START
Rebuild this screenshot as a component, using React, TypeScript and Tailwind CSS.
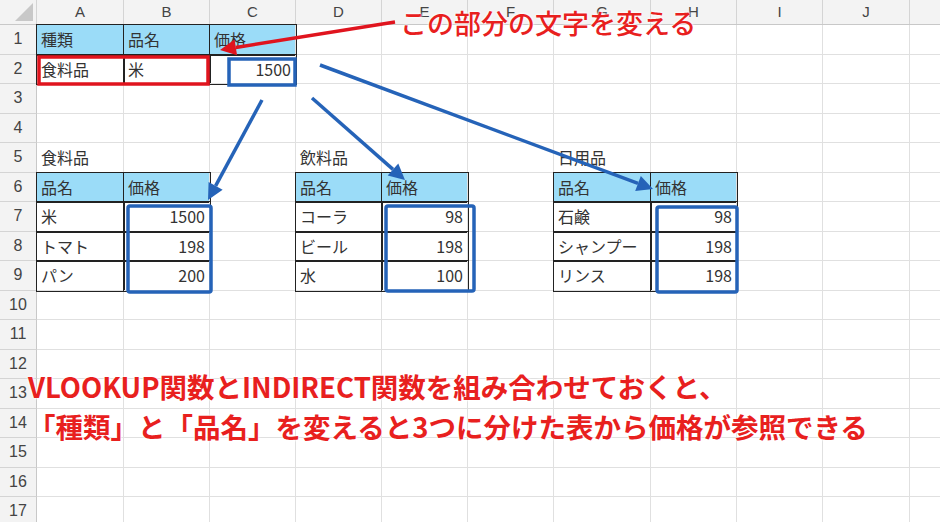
const cols = ["A", "B", "C", "D", "E", "F", "G", "H", "I", "J"];
const widths = [87, 86, 86, 86, 86, 86, 97, 86, 86, 87];

type Cell = { t: string; h?: boolean; r?: boolean; b?: boolean };
const data: Record<number, Record<number, Cell>> = {
  1: { 0: { t: "種類", h: true, b: true }, 1: { t: "品名", h: true, b: true }, 2: { t: "価格", h: true, b: true } },
  2: { 0: { t: "食料品", b: true }, 1: { t: "米", b: true }, 2: { t: "1500", r: true, b: true } },
  5: { 0: { t: "食料品" }, 3: { t: "飲料品" }, 6: { t: "日用品" } },
  6: {
    0: { t: "品名", h: true, b: true }, 1: { t: "価格", h: true, b: true },
    3: { t: "品名", h: true, b: true }, 4: { t: "価格", h: true, b: true },
    6: { t: "品名", h: true, b: true }, 7: { t: "価格", h: true, b: true },
  },
  7: {
    0: { t: "米", b: true }, 1: { t: "1500", r: true, b: true },
    3: { t: "コーラ", b: true }, 4: { t: "98", r: true, b: true },
    6: { t: "石鹸", b: true }, 7: { t: "98", r: true, b: true },
  },
  8: {
    0: { t: "トマト", b: true }, 1: { t: "198", r: true, b: true },
    3: { t: "ビール", b: true }, 4: { t: "198", r: true, b: true },
    6: { t: "シャンプー", b: true }, 7: { t: "198", r: true, b: true },
  },
  9: {
    0: { t: "パン", b: true }, 1: { t: "200", r: true, b: true },
    3: { t: "水", b: true }, 4: { t: "100", r: true, b: true },
    6: { t: "リンス", b: true }, 7: { t: "198", r: true, b: true },
  },
};

function Arrow({ x1, y1, x2, y2, c }: { x1: number; y1: number; x2: number; y2: number; c: string }) {
  const a = Math.atan2(y2 - y1, x2 - x1);
  const L = 16, W = 8;
  const bx = x2 - L * Math.cos(a), by = y2 - L * Math.sin(a);
  const px = -Math.sin(a) * W, py = Math.cos(a) * W;
  return (
    <g>
      <line x1={x1} y1={y1} x2={bx} y2={by} stroke={c} strokeWidth={3.5} />
      <polygon points={`${x2},${y2} ${bx + px},${by + py} ${bx - px},${by - py}`} fill={c} />
    </g>
  );
}

export default function App() {
  const rows = Array.from({ length: 17 }, (_, i) => i + 1);
  return (
    <div className="relative w-[940px] h-[522px] overflow-hidden bg-white text-[16px] text-[#333]" style={{ fontFamily: '"Noto Sans CJK JP", "Noto Sans", sans-serif' }}>
      {/* column headers */}
      <div className="flex h-[25px] bg-[#f3f3f3] border-b border-[#c8c8c8]">
        <div className="w-[37px] shrink-0 border-r border-[#d4d4d4] relative">
          <div className="absolute right-[3px] bottom-[3px] w-0 h-0 border-l-[18px] border-l-transparent border-b-[18px] border-b-[#c8c8c8]" />
        </div>
        {cols.map((c, i) => (
          <div key={c} style={{ width: widths[i] }} className="shrink-0 flex items-center justify-center border-r border-[#d4d4d4] text-[#444] text-[15px]">
            <span style={{ fontFamily: '"Liberation Sans", sans-serif' }}>{c}</span>
          </div>
        ))}
        <div className="flex-1" />
      </div>
      {rows.map((r) => (
        <div key={r} className="flex h-[29.5px]">
          <div className="w-[37px] shrink-0 bg-[#f3f3f3] border-r border-[#c8c8c8] border-b border-b-[#d4d4d4] flex items-center justify-center text-[#444]" style={{ fontFamily: '"Liberation Sans", sans-serif' }}>
            {r}
          </div>
          {cols.map((c, i) => {
            const cell = data[r]?.[i];
            return (
              <div
                key={c}
                style={{ width: widths[i] }}
                className={`shrink-0 flex items-center px-[4px] whitespace-nowrap border-r border-b border-[#e0e0e0] ${cell?.h ? "bg-[#9bdcf8]" : ""} ${cell?.r ? "justify-end font-['Liberation_Sans']" : ""} ${cell?.b ? "outline outline-1 outline-[#222] relative" : ""}`}
              >
                {cell?.t}
              </div>
            );
          })}
          <div className="flex-1 border-b border-[#e0e0e0]" />
        </div>
      ))}

      {/* annotations overlay */}
      <svg className="absolute inset-0 pointer-events-none" width={940} height={522}>
        <rect x={39} y={57} width={169} height={27} fill="none" stroke="#e0141e" strokeWidth={3.5} />
        <rect x={229} y={59} width={66} height={26} fill="none" stroke="#2563b8" strokeWidth={3.5} />
        <rect x={128} y={206} width={83} height={86} rx={2} fill="none" stroke="#2563b8" strokeWidth={3.5} />
        <rect x={386} y={206} width={88} height={85} rx={2} fill="none" stroke="#2563b8" strokeWidth={3.5} />
        <rect x={657} y={207} width={80} height={85} rx={2} fill="none" stroke="#2563b8" strokeWidth={3.5} />
        <Arrow x1={395} y1={22} x2={220} y2={50} c="#e0141e" />
        <Arrow x1={262} y1={100} x2={208} y2={200} c="#2563b8" />
        <Arrow x1={312} y1={98} x2={405} y2={180} c="#2563b8" />
        <Arrow x1={320} y1={65} x2={653} y2={189} c="#2563b8" />
      </svg>

      <div className="absolute left-[400px] top-[9px] text-[27px] font-medium text-[#e8201e] leading-none [text-shadow:0_0_3px_white,0_0_3px_white]">
        この部分の文字を変える
      </div>
      <div className="absolute left-[28px] top-[366px] text-[27.5px] font-bold text-[#e8201e] leading-[40px] [text-shadow:0_0_3px_white,0_0_3px_white]">
        <div>VLOOKUP関数とINDIRECT関数を組み合わせておくと、</div>
        <div>「種類」と「品名」を変えると3つに分けた表から価格が参照できる</div>
      </div>
    </div>
  );
}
END
Make an exact copy of the lines from the top of the material through the line with "86, 86, 87];", pictures excluded.

▶ TASK RESPONSE:
Rebuild this screenshot as a component, using React, TypeScript and Tailwind CSS.
const cols = ["A", "B", "C", "D", "E", "F", "G", "H", "I", "J"];
const widths = [87, 86, 86, 86, 86, 86, 97, 86, 86, 87];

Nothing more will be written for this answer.